Por derradeiro, os parágrafos 2º e 3º do dispositivo em comento autorizam que, na hipótese de responsabilização do agente público no exercício regular de sua competência, lhe sejam franqueados o apoio e o custeio de sua defesa técnica, ressalvado o seu dever de restituir tais valores, caso seja reconhecido, por sentença transitada em julgado, que o ato questionado foi praticado com “dolo”, ou com lastro em “erro grosseiro”. Cuida-se de previsões que se compatibilizam com a Teoria do Órgão (amplamente adotada pela doutrina pátria), de acordo com a qual toda ação do agente público deve ser imputada à pessoa jurídica à qual ele esteja vinculado. E que, por tal razão, em âmbito federal, tem previsão no artigo 22, da Lei 9.028/1995, que autoriza a Advocacia-Geral da União e os seus órgãos vinculados, nas respectivas áreas de atuação, a representar judicialmente agentes públicos, quanto a atos praticados no exercício de suas atribuições constitucionais, legais ou regulamentares, no interesse público.

Em resumo, o dispositivo em comento consolida um regime de responsabilização dos agentes e dos advogados públicos. Não é violador do ordenamento jurídico. Ora, se é certo que o regime de responsabilização do poder público (da sua irresponsabilidade até a sua responsabilização objetiva), teve por desiderato a submissão do administrador público à lei, seria contraditório afirmar-se que a sistematização de sua responsabilização, em uma lei interpretativa, atentaria contra o primado da legalidade, máxime no âmbito de um Estado Democrático de Direito. Do mesmo modo, não engessa o controle. Na verdade, estabelece parâmetros a partir dos quais ele deve ser exercido, parâmetros esses que foram instituídos, pelos próprios órgãos de controle, ou pela legislação.
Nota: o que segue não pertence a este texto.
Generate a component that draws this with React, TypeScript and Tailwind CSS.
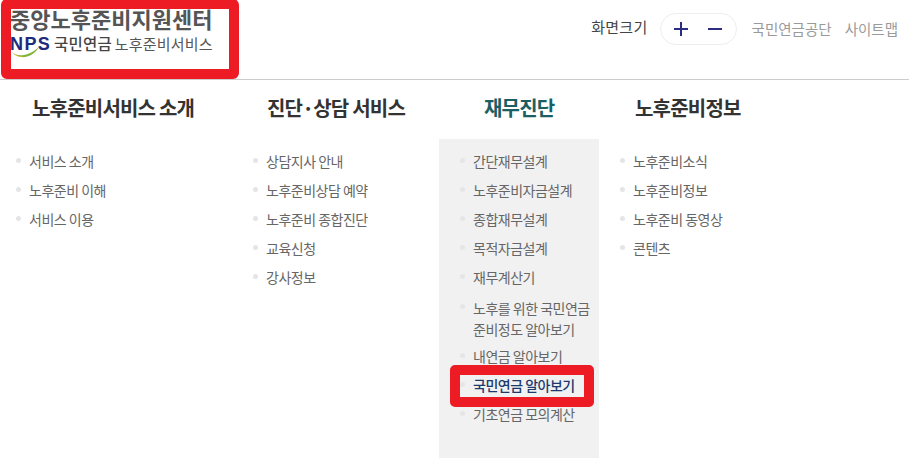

Assim é que, por intermédio de tal dispositivo, tende-se à redução dos custos da sobreposição de controles, a se desfazer a paralisia que acometeu a administração pública, nos últimos anos, a se conferir maior previsibilidade a projetos, a se atrair investimentos do setor privado, a incrementar-se a penalização dos verdadeiros criminosos e, na ponta, a reduzir o Custo Brasil. Trata-se de uma oportunidade única, que não pode ser desperdiçada.